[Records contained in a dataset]
-- Begin --

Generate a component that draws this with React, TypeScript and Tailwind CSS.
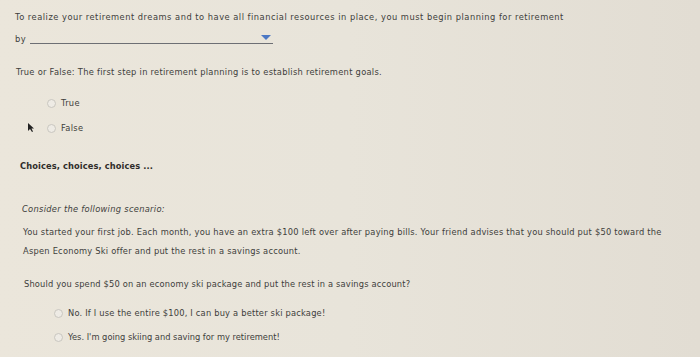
import React from 'react';

const Radio = () => (
  <span className="inline-block w-[9px] h-[9px] rounded-full border border-[#c9c6c0] bg-[#eeebe5] shrink-0" />
);

const Option = ({ label, className }: { label: string; className?: string }) => (
  <div className={'flex items-center gap-[5px] ' + (className ?? '')}>
    <Radio />
    <span>{label}</span>
  </div>
);

export default function App() {
  return (
    <div
      className="w-[700px] h-[357px] overflow-hidden bg-gradient-to-r from-[#ebe6db] via-[#e8e4da] to-[#e2ddd3] text-[#403e3b] text-[8.3px] leading-[10px]"
      style={{ fontFamily: '"DejaVu Sans", Verdana, sans-serif' }}
    >
      {/* Question 1 */}
      <div className="pt-[12px] pl-[15px] tracking-[0.5px]">
        To realize your retirement dreams and to have all financial resources in place, you must begin planning for retirement
      </div>
      <div className="flex items-end pl-[15px] mt-[12px] tracking-[0.4px]">
        <span>by</span>
        <div className="relative ml-[4px] w-[243px] h-[7px] border-b border-[#6d6f74]">
          <span className="absolute right-[2px] -top-[2px] w-0 h-0 border-l-[5px] border-r-[5px] border-t-[5px] border-l-transparent border-r-transparent border-t-[#4c78c4]" />
        </div>
      </div>

      {/* Question 2 */}
      <div className="pl-[16px] mt-[23px] tracking-[0.28px]">
        True or False: The first step in retirement planning is to establish retirement goals.
      </div>
      <div className="pl-[47px] mt-[21px] flex flex-col gap-[15px] tracking-[0.3px]">
        <Option label="True" />
        <div className="relative">
          <svg className="absolute -left-[20px] -top-[1px]" width="8" height="11" viewBox="0 0 8 11">
            <path d="M1 1 L1 9 L3 7 L5 10 L6 9.5 L4.5 6.5 L7 6.5 Z" fill="#222" />
          </svg>
          <Option label="False" />
        </div>
      </div>

      <div className="pl-[20px] mt-[28px] font-bold text-[#2f2d2a] tracking-[0.1px]">Choices, choices, choices ...</div>

      {/* Scenario */}
      <div className="pl-[22px] mt-[33px] italic tracking-[0.3px]">Consider the following scenario:</div>
      <div className="pl-[23px] mt-[9px] leading-[19px] tracking-[0.23px]">
        You started your first job. Each month, you have an extra $100 left over after paying bills. Your friend advises that you should put $50 toward the
        <br />
        Aspen Economy Ski offer and put the rest in a savings account.
      </div>
      <div className="pl-[24px] mt-[18px] tracking-[0.16px]">Should you spend $50 on an economy ski package and put the rest in a savings account?</div>
      <div className="pl-[54px] mt-[19px] flex flex-col gap-[14px]">
        <Option label="No. If I use the entire $100, I can buy a better ski package!" className="tracking-[0.2px]" />
        <Option label="Yes. I'm going skiing and saving for my retirement!" />
      </div>
    </div>
  );
}
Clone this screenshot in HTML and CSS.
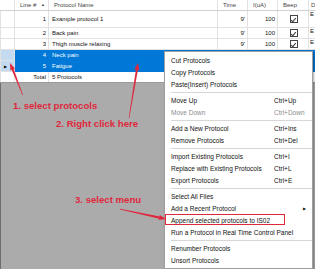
FILE: index.html
```html
<!DOCTYPE html>
<html lang="en">

<head>
    <meta charset="UTF-8">
    <meta name="viewport" content="width=device-width, initial-scale=1.0">
    <title>Protocol List</title>
    <link rel="stylesheet" href="styles.css">
</head>

<body>
    <div class="grid">
        <table class="protocols">
            <colgroup>
                <col class="col-head">
                <col class="col-line">
                <col class="col-name">
                <col class="col-time">
                <col class="col-current">
                <col class="col-beep">
                <col class="col-desc">
            </colgroup>
            <thead>
                <tr>
                    <th class="row-head"></th>
                    <th>Line # <span class="sort">&#9650;</span></th>
                    <th>Protocol Name</th>
                    <th>Time</th>
                    <th>I(uA)</th>
                    <th>Beep</th>
                    <th class="desc">D</th>
                </tr>
            </thead>
            <tbody>
                <tr class="tall">
                    <td class="row-head"></td>
                    <td class="num">1</td>
                    <td>Example protocol 1</td>
                    <td class="num">9'</td>
                    <td class="num">100</td>
                    <td class="check"><span class="box"></span></td>
                    <td class="desc">E</td>
                </tr>
                <tr>
                    <td class="row-head"></td>
                    <td class="num">2</td>
                    <td>Back pain</td>
                    <td class="num">9'</td>
                    <td class="num">100</td>
                    <td class="check"><span class="box"></span></td>
                    <td class="desc">E</td>
                </tr>
                <tr>
                    <td class="row-head"></td>
                    <td class="num">3</td>
                    <td>Thigh muscle relaxing</td>
                    <td class="num">9'</td>
                    <td class="num">100</td>
                    <td class="check"><span class="box"></span></td>
                    <td class="desc">E</td>
                </tr>
                <tr class="selected">
                    <td class="row-head"></td>
                    <td class="num">4</td>
                    <td>Neck pain</td>
                    <td class="num">9'</td>
                    <td class="num">100</td>
                    <td class="check"></td>
                    <td class="desc"></td>
                </tr>
                <tr class="selected">
                    <td class="row-head"><span class="current">&#9654;</span></td>
                    <td class="num">5</td>
                    <td>Fatigue</td>
                    <td class="num">9'</td>
                    <td class="num">100</td>
                    <td class="check"></td>
                    <td class="desc"></td>
                </tr>
                <tr class="total">
                    <td class="row-head"></td>
                    <td class="num">Total</td>
                    <td>5 Protocols</td>
                    <td></td>
                    <td></td>
                    <td></td>
                    <td></td>
                </tr>
            </tbody>
        </table>
    </div>

    <div class="workspace"></div>

    <!-- notes drawn over the screenshot -->
    <span class="note note-1">1. select protocols</span>
    <span class="note note-2">2. Right click here</span>
    <span class="note note-3">3. select menu</span>

    <ul class="context-menu">
        <li><span>Cut Protocols</span></li>
        <li><span>Copy Protocols</span></li>
        <li><span>Paste(Insert) Protocols</span></li>
        <li class="separator"></li>
        <li><span>Move Up</span><span class="key">Ctrl+Up</span></li>
        <li class="disabled"><span>Move Down</span><span class="key">Ctrl+Down</span></li>
        <li class="separator"></li>
        <li><span>Add a New Protocol</span><span class="key">Ctrl+Ins</span></li>
        <li><span>Remove Protocols</span><span class="key">Ctrl+Del</span></li>
        <li class="separator"></li>
        <li><span>Import Existing Protocols</span><span class="key">Ctrl+I</span></li>
        <li><span>Replace with Existing Protocols</span><span class="key">Ctrl+L</span></li>
        <li><span>Export Protocols</span><span class="key">Ctrl+E</span></li>
        <li class="separator"></li>
        <li><span>Select All Files</span></li>
        <li class="submenu"><span>Add a Recent Protocol</span><span class="arrow">&#9654;</span></li>
        <li><span>Append selected protocols to IS02</span></li>
        <li><span>Run a Protocol in Real Time Control Panel</span></li>
        <li class="separator"></li>
        <li><span>Renumber Protocols</span></li>
        <li><span>Unsort Protocols</span></li>
    </ul>

    <svg class="marks" width="315" height="269" viewBox="0 0 315 269">
        <rect x="165.5" y="214.5" width="119" height="10" fill="none" stroke="#e0283c" stroke-width="1" />
        <polygon points="23,95 22.4,95.2 11.6,69.6 13.6,68.8" fill="#e0283c" />
        <polygon points="10,63 15,68.5 10.4,70.5" fill="#e0283c" />
        <polygon points="129.3,118 128.7,118 135.9,69.7 137.9,70" fill="#e0283c" />
        <polygon points="138,63 139.3,70.3 134.4,69.5" fill="#e0283c" />
        <polygon points="120,208.8 119.9,209.4 159.4,218.7 159.9,216.5" fill="#e0283c" />
        <polygon points="166,219 158.7,219.9 159.7,215.1" fill="#e0283c" />
    </svg>
</body>

</html>
```

FILE: styles.css
```css
body {
    margin: 0;
    width: 315px;
    height: 269px;
    overflow: hidden;
    position: relative;
    display: flex;
    flex-direction: column;
    font-family: "Liberation Sans", Arial, sans-serif;
    background-color: #ababab;
}

.grid {
    height: 82px;
    flex: none;
    overflow: hidden;
    background-color: #fff;
    border-bottom: 1px solid #9a9a9a;
}

.protocols {
    border-collapse: collapse;
    table-layout: fixed;
    width: 330px;
    font-size: 6px;
    color: #111;
}

.col-head { width: 14px; }
.col-line { width: 34px; }
.col-name { width: 169px; }
.col-time { width: 30px; }
.col-current { width: 30px; }
.col-beep { width: 31px; }
.col-desc { width: 22px; }

.protocols th {
    height: 10px;
    padding: 0 0 0 5px;
    font-weight: normal;
    text-align: left;
    color: #444;
    border-right: 1px solid #e2e2e2;
    border-bottom: 1px solid #d0d0d0;
    white-space: nowrap;
}

.protocols td {
    height: 10px;
    padding: 0 2px 0 3px;
    border: 1px solid #e2e2e2;
    white-space: nowrap;
    overflow: hidden;
}

.protocols tr.tall td {
    height: 16px;
}

.protocols .num {
    text-align: right;
}

.protocols .desc {
    vertical-align: top;
    padding-left: 1px;
}

.protocols th.desc {
    vertical-align: middle;
    padding-left: 2px;
}

.sort {
    font-size: 4px;
    margin-left: 3px;
    vertical-align: 1px;
}

.row-head {
    background-color: #fff;
}

.check {
    text-align: center;
}

.box {
    display: inline-block;
    width: 6px;
    height: 6px;
    border: 1px solid #444;
    vertical-align: middle;
    position: relative;
}

.box::after {
    content: "";
    position: absolute;
    left: 1.5px;
    top: 0.5px;
    width: 2px;
    height: 3.5px;
    border-right: 1px solid #333;
    border-bottom: 1px solid #333;
    transform: rotate(40deg);
}

.protocols tr.selected td {
    background-color: #0078d7;
    color: #fff;
    border-color: #0078d7;
}

.protocols tr.selected td.row-head {
    background-color: #c4daf0;
    border-color: #e2e2e2;
    color: #000;
}

.current {
    font-size: 4px;
}

.workspace {
    flex: 1;
    border-left: 1px solid #6e6e6e;
}

.note {
    position: absolute;
    font-weight: bold;
    font-size: 9.6px;
    color: #e0283c;
    white-space: nowrap;
}

.note-1 {
    left: 13px;
    top: 100px;
}

.note-2 {
    left: 56px;
    top: 118px;
}

.note-3 {
    left: 75px;
    top: 194px;
}

.context-menu {
    position: absolute;
    left: 164px;
    top: 51px;
    width: 147px;
    margin: 0;
    padding: 2px 0;
    list-style: none;
    background-color: #fff;
    border: 1px solid #a0a0a0;
    box-shadow: 1px 1px 2px rgba(0, 0, 0, 0.35);
    font-size: 6.5px;
    color: #111;
}

.context-menu li {
    height: 12px;
    display: flex;
    align-items: center;
    padding: 0 6px 0 6px;
    white-space: nowrap;
}

.context-menu li .key {
    margin-left: auto;
    width: 32px;
}

.context-menu li.disabled {
    color: #8c8c8c;
}

.context-menu li .arrow {
    margin-left: auto;
    font-size: 4px;
}

.context-menu li.separator {
    height: 1px;
    margin: 2px 0 1px 6px;
    padding: 0;
    background-color: #d7d7d7;
}

.marks {
    position: absolute;
    left: 0;
    top: 0;
    pointer-events: none;
}
```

-- End --

# Description of the task
Pick out the lines containing the string "screenshot" and show them.

# Exercise output
Clone this screenshot in HTML and CSS.
    <!-- notes drawn over the screenshot -->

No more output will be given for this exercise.